The normal equations

• These equations are referred to as the normal equations for the overdetermined system \(A \vec{x} = \vec{b}\).

• The square matrix \(A^T A\) is generally non-singular (i.e., the solution is unique).

• You can find this solution using Gaussian elimination (for example).

• The normal equations, when solved, give the best solution to the original problem in the sense of minimising the Euclidean norm of the residual.

Example 1

Find the least squares approximation to the match the data:

\[\begin{split} \begin{array}{c|ccccc} t & -1.0 & -0.5 & 0 & 0.5 & 1.0 \\ \hline y & 1.0 & 0.5 & 0.0 & 0.5 & 2.0 \end{array} \end{split}\]

Problems with the normal equations

Consider the matrix \(A = \begin{pmatrix} 1 & 1 \\ \varepsilon & 0 \\ 0 & \varepsilon \end{pmatrix}\), which gives

\[\begin{split} A^T A = \begin{pmatrix} 1 + \varepsilon^2 & 1 \\ 1 & 1 + \varepsilon^2. \end{pmatrix} \end{split}\]

If \(\varepsilon \approx \sqrt{eps}\) then the effects of rounding error can make \(A^T A\) appear to be singular.

See also: Nick Higham, Seven sins of numerical linear algebra

Sensitivity and conditioning

• The condition number of a square matrix \(A\) describes how close that matrix is to being singular.

• If the condition number is larger then \(A\) is “close” to being singular.

• When the condition number is very large it is likely that the effects of rounding errors will be most serious: we refer to such a system as being ill-conditioned.

• The normal equations are typically quite ill-conditioned and so it is essential to use high precision arithmetic to solve them and specialised algorithms.

Summary

• Overdetermined systems are common in data modelling and they typically have no solution.

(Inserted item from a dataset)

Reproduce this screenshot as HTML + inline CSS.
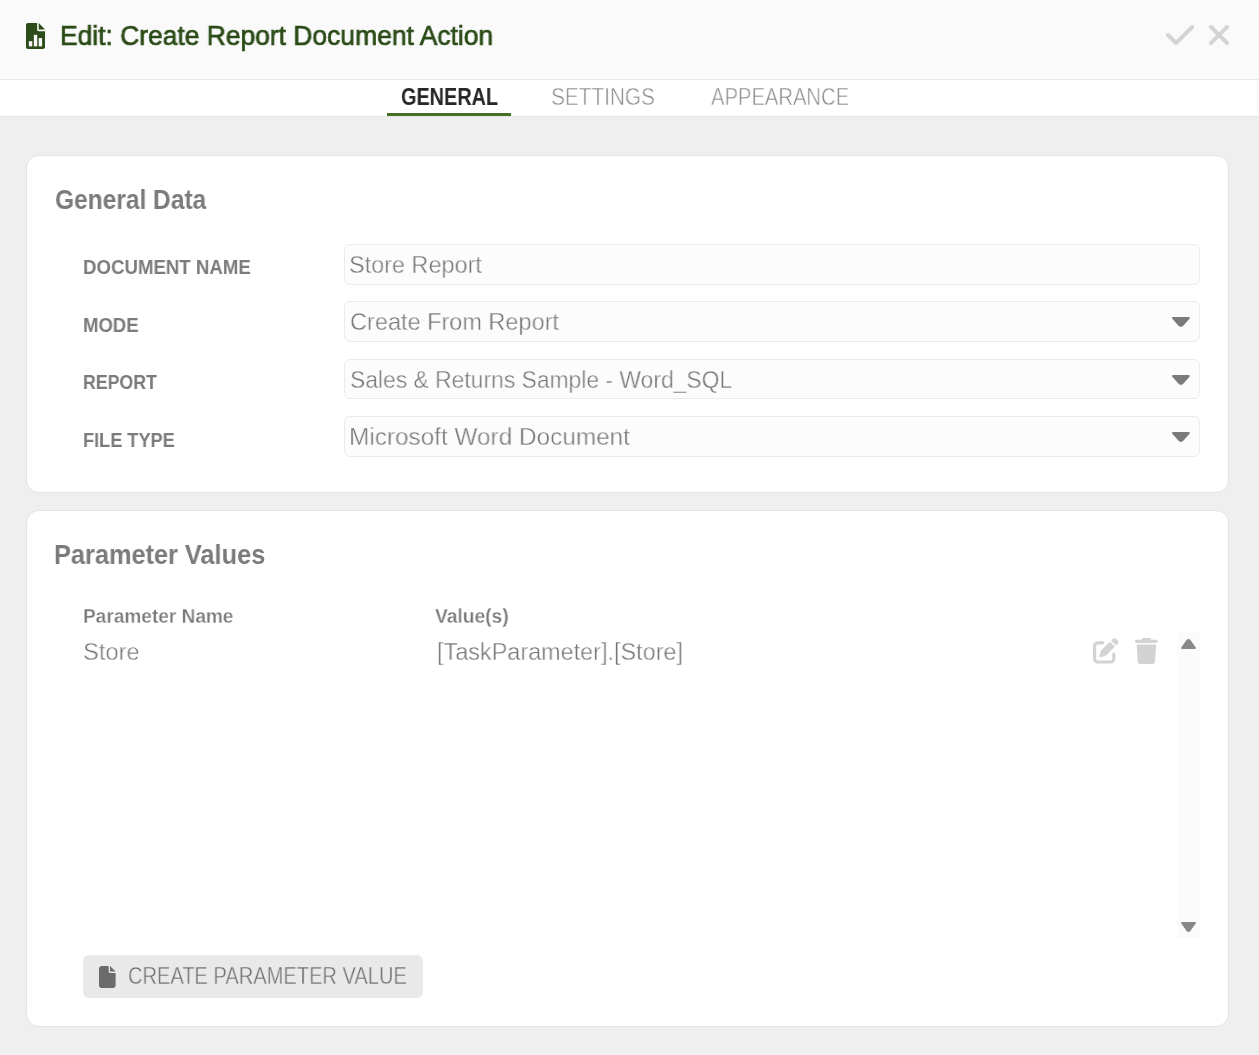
<!DOCTYPE html><html><head><meta charset="utf-8"><title>Edit: Create Report Document Action</title><style>
html,body{margin:0;padding:0;}
body{width:1259px;height:1055px;overflow:hidden;position:relative;background:#efefef;font-family:"Liberation Sans",sans-serif;}
.a{position:absolute;display:block;}
.t{position:absolute;white-space:nowrap;transform-origin:0 0;will-change:transform;}
.inp{position:absolute;left:344px;width:856px;box-sizing:border-box;background:#fcfcfc;border:1px solid #ebebeb;border-radius:6px;}
</style></head><body>
<div class="a" style="left:0;top:0;width:1259px;height:79px;background:#fafafa"></div>
<div class="a" style="left:0;top:79px;width:1259px;height:1px;background:#e8ebee"></div>
<div class="a" style="left:0;top:80px;width:1259px;height:36px;background:#ffffff"></div>
<div class="a" style="left:0;top:116px;width:1259px;height:1px;background:#e4e5e8"></div>
<div class="a" style="left:387px;top:113px;width:124px;height:3px;background:#467025"></div>
<svg class="a" style="left:26.1px;top:23px" width="19.1" height="26" viewBox="0 0 384 512" preserveAspectRatio="none"><path d="M0 40C0 17.9 17.9 0 40 0H224V128c0 17.7 14.3 32 32 32H384V472c0 22.1-17.9 40-40 40H40c-22.1 0-40-17.9-40-40V40zM384 128H256V0L384 128z" fill="#2c4c19"/><rect x="58" y="358" width="68" height="102" fill="#fafafa"/><rect x="158" y="233" width="68" height="227" fill="#fafafa"/><rect x="256" y="296" width="68" height="164" fill="#fafafa"/></svg>
<svg class="a" style="left:1166.2px;top:19px" width="28.2" height="32" viewBox="0 0 448 512" preserveAspectRatio="none"><path d="M438.6 105.4c12.5 12.5 12.5 32.8 0 45.3l-256 256c-12.5 12.5-32.8 12.5-45.3 0l-128-128c-12.5-12.5-12.5-32.8 0-45.3s32.8-12.5 45.3 0L160 338.7 393.4 105.4c12.5-12.5 32.8-12.5 45.3 0z" fill="#d4d4d4"/></svg>
<svg class="a" style="left:1207px;top:19px" width="24" height="32" viewBox="0 0 384 512" preserveAspectRatio="none"><path d="M342.6 150.6c12.5-12.5 12.5-32.8 0-45.3s-32.8-12.5-45.3 0L192 210.7 86.6 105.4c-12.5-12.5-32.8-12.5-45.3 0s-12.5 32.8 0 45.3L146.7 256 41.4 361.4c-12.5 12.5-12.5 32.8 0 45.3s32.8 12.5 45.3 0L192 301.3 297.4 406.6c12.5 12.5 32.8 12.5 45.3 0s12.5-32.8 0-45.3L237.3 256 342.6 150.6z" fill="#d4d4d4"/></svg>
<div class="a" style="left:26px;top:155px;width:1203px;height:338px;box-sizing:border-box;background:#fff;border:1px solid #e4e4e4;border-radius:13px"></div>
<div class="a" style="left:26px;top:510px;width:1203px;height:517px;box-sizing:border-box;background:#fff;border:1px solid #e4e4e4;border-radius:13px"></div>
<div class="inp" style="top:244px;height:41px"></div>
<div class="inp" style="top:301px;height:41px"></div>
<div class="inp" style="top:359px;height:40px"></div>
<div class="inp" style="top:416px;height:41px"></div>
<svg class="a" style="left:1170px;top:316px" width="22" height="13" viewBox="0 0 22 13" preserveAspectRatio="none"><path d="M3 2.1 H18.8 L12.3 9.2 Q10.9 10.4 9.5 9.2 Z" fill="#7b7b7b" stroke="#7b7b7b" stroke-width="2" stroke-linejoin="round"/></svg>
<svg class="a" style="left:1170px;top:373.5px" width="22" height="13" viewBox="0 0 22 13" preserveAspectRatio="none"><path d="M3 2.1 H18.8 L12.3 9.2 Q10.9 10.4 9.5 9.2 Z" fill="#7b7b7b" stroke="#7b7b7b" stroke-width="2" stroke-linejoin="round"/></svg>
<svg class="a" style="left:1170px;top:431px" width="22" height="13" viewBox="0 0 22 13" preserveAspectRatio="none"><path d="M3 2.1 H18.8 L12.3 9.2 Q10.9 10.4 9.5 9.2 Z" fill="#7b7b7b" stroke="#7b7b7b" stroke-width="2" stroke-linejoin="round"/></svg>
<svg class="a" style="left:1093px;top:638.2px" width="25.6" height="25.6" viewBox="0 0 512 512" preserveAspectRatio="none"><path d="M471.6 21.7c-21.9-21.9-57.3-21.9-79.2 0L362.3 51.7l97.9 97.9 30.1-30.1c21.9-21.9 21.9-57.3 0-79.2L471.6 21.7zm-299.2 220c-6.1 6.1-10.8 13.6-13.5 21.9l-29.6 88.8c-2.9 8.6-.6 18.1 5.8 24.6s15.9 8.7 24.6 5.8l88.8-29.6c8.2-2.7 15.7-7.4 21.9-13.5L437.7 172.3 339.7 74.3 172.4 241.7zM96 64C43 64 0 107 0 160V416c0 53 43 96 96 96H352c53 0 96-43 96-96V320c0-17.7-14.3-32-32-32s-32 14.3-32 32v96c0 17.7-14.3 32-32 32H96c-17.7 0-32-14.3-32-32V160c0-17.7 14.3-32 32-32h96c17.7 0 32-14.3 32-32s-14.3-32-32-32H96z" fill="#d3d3d3"/></svg>
<svg class="a" style="left:1135.2px;top:638px" width="22.75" height="26" viewBox="0 0 448 512" preserveAspectRatio="none"><path d="M135.2 17.7L128 32H32C14.3 32 0 46.3 0 64S14.3 96 32 96H416c17.7 0 32-14.3 32-32s-14.3-32-32-32H320l-7.2-14.3C307.4 6.8 296.3 0 284.2 0H163.8c-12.1 0-23.2 6.8-28.6 17.7zM416 128H32L53.2 467c1.6 25.3 22.6 45 47.9 45H346.9c25.3 0 46.3-19.7 47.9-45L416 128z" fill="#d3d3d3"/></svg>
<div class="a" style="left:1177px;top:632px;width:23px;height:306px;background:#fbfbfb"></div>
<svg class="a" style="left:1180px;top:637px" width="17" height="14" viewBox="0 0 17 14" preserveAspectRatio="none"><path d="M2.1 11 H14.9 L9.7 3.6 Q8.5 2.2 7.3 3.6 Z" fill="#888888" stroke="#888888" stroke-width="2" stroke-linejoin="round"/></svg>
<svg class="a" style="left:1180px;top:921px" width="17" height="14" viewBox="0 0 17 14" preserveAspectRatio="none"><path d="M2.1 1.9 H14.9 L9.7 9.3 Q8.5 10.7 7.3 9.3 Z" fill="#888888" stroke="#888888" stroke-width="2" stroke-linejoin="round"/></svg>
<div class="a" style="left:83px;top:955px;width:340px;height:43px;background:#e9e9e9;border-radius:6px"></div>
<svg class="a" style="left:99.4px;top:965.9px" width="16.6" height="22.1" viewBox="0 0 384 512" preserveAspectRatio="none"><path d="M0 64C0 28.7 28.7 0 64 0H224V128c0 17.7 14.3 32 32 32H384V448c0 35.3-28.7 64-64 64H64c-35.3 0-64-28.7-64-64V64zm384 64H256V0L384 128z" fill="#6b6b6b"/></svg>
<div class="t" style="left:60.14px;top:21px;font-size:27.0px;line-height:30px;font-weight:400;color:#2a4a16;transform:scaleX(0.9782);-webkit-text-stroke:0.7px #2a4a16;">Edit: Create Report Document Action</div>
<div class="t" style="left:400.64px;top:84px;font-size:23.1px;line-height:26px;font-weight:700;color:#262626;transform:scaleX(0.8604);">GENERAL</div>
<div class="t" style="left:550.50px;top:84px;font-size:23.1px;line-height:26px;font-weight:400;color:#8a8a8a;transform:scaleX(0.9000);-webkit-text-stroke:0.5px #fff;">SETTINGS</div>
<div class="t" style="left:711.42px;top:84px;font-size:23.1px;line-height:26px;font-weight:400;color:#8a8a8a;transform:scaleX(0.8750);-webkit-text-stroke:0.5px #fff;">APPEARANCE</div>
<div class="t" style="left:54.81px;top:184px;font-size:27.4px;line-height:31px;font-weight:700;color:#7b7b7b;transform:scaleX(0.8946);">General Data</div>
<div class="t" style="left:83.07px;top:256px;font-size:20.1px;line-height:22px;font-weight:700;color:#7b7b7b;transform:scaleX(0.9274);">DOCUMENT NAME</div>
<div class="t" style="left:82.88px;top:314px;font-size:20.1px;line-height:22px;font-weight:700;color:#7b7b7b;transform:scaleX(0.9220);">MODE</div>
<div class="t" style="left:82.92px;top:371px;font-size:20.1px;line-height:22px;font-weight:700;color:#7b7b7b;transform:scaleX(0.8819);">REPORT</div>
<div class="t" style="left:82.90px;top:429px;font-size:20.1px;line-height:22px;font-weight:700;color:#7b7b7b;transform:scaleX(0.9030);">FILE TYPE</div>
<div class="t" style="left:349.25px;top:251px;font-size:24.6px;line-height:27px;font-weight:400;color:#767676;transform:scaleX(0.9529);-webkit-text-stroke:0.4px #fcfcfc;">Store Report</div>
<div class="t" style="left:349.84px;top:308px;font-size:24.6px;line-height:27px;font-weight:400;color:#767676;transform:scaleX(0.9558);-webkit-text-stroke:0.4px #fcfcfc;">Create From Report</div>
<div class="t" style="left:349.57px;top:366px;font-size:24.6px;line-height:27px;font-weight:400;color:#767676;transform:scaleX(0.9298);-webkit-text-stroke:0.4px #fcfcfc;">Sales &amp; Returns Sample - Word_SQL</div>
<div class="t" style="left:349.42px;top:423px;font-size:24.6px;line-height:27px;font-weight:400;color:#767676;transform:scaleX(0.9897);-webkit-text-stroke:0.4px #fcfcfc;">Microsoft Word Document</div>
<div class="t" style="left:54.45px;top:539px;font-size:27.4px;line-height:31px;font-weight:700;color:#7b7b7b;transform:scaleX(0.9248);">Parameter Values</div>
<div class="t" style="left:83.07px;top:605px;font-size:20.4px;line-height:22px;font-weight:700;color:#777777;transform:scaleX(0.9346);-webkit-text-stroke:0.3px #fff;">Parameter Name</div>
<div class="t" style="left:435.46px;top:605px;font-size:20.4px;line-height:22px;font-weight:700;color:#777777;transform:scaleX(0.9408);-webkit-text-stroke:0.3px #fff;">Value(s)</div>
<div class="t" style="left:83.04px;top:638px;font-size:24.6px;line-height:27px;font-weight:400;color:#767676;transform:scaleX(0.9643);-webkit-text-stroke:0.4px #fff;">Store</div>
<div class="t" style="left:437.30px;top:638px;font-size:24.6px;line-height:27px;font-weight:400;color:#767676;transform:scaleX(0.9522);-webkit-text-stroke:0.4px #fff;">[TaskParameter].[Store]</div>
<div class="t" style="left:127.53px;top:963px;font-size:23.2px;line-height:26px;font-weight:400;color:#6e6e6e;transform:scaleX(0.8656);-webkit-text-stroke:0.4px #e9e9e9;">CREATE PARAMETER VALUE</div>
</body></html>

• Even so, it is possible to find a closest solution to the problem.

• It is common to measure this closeness in the Euclidean norm and this leads naturally to the least squares approximation.

• A solution to this problem can be found by solving the normal equations but can must be taken to use arithmetic with sufficient precision and specialised algorithms.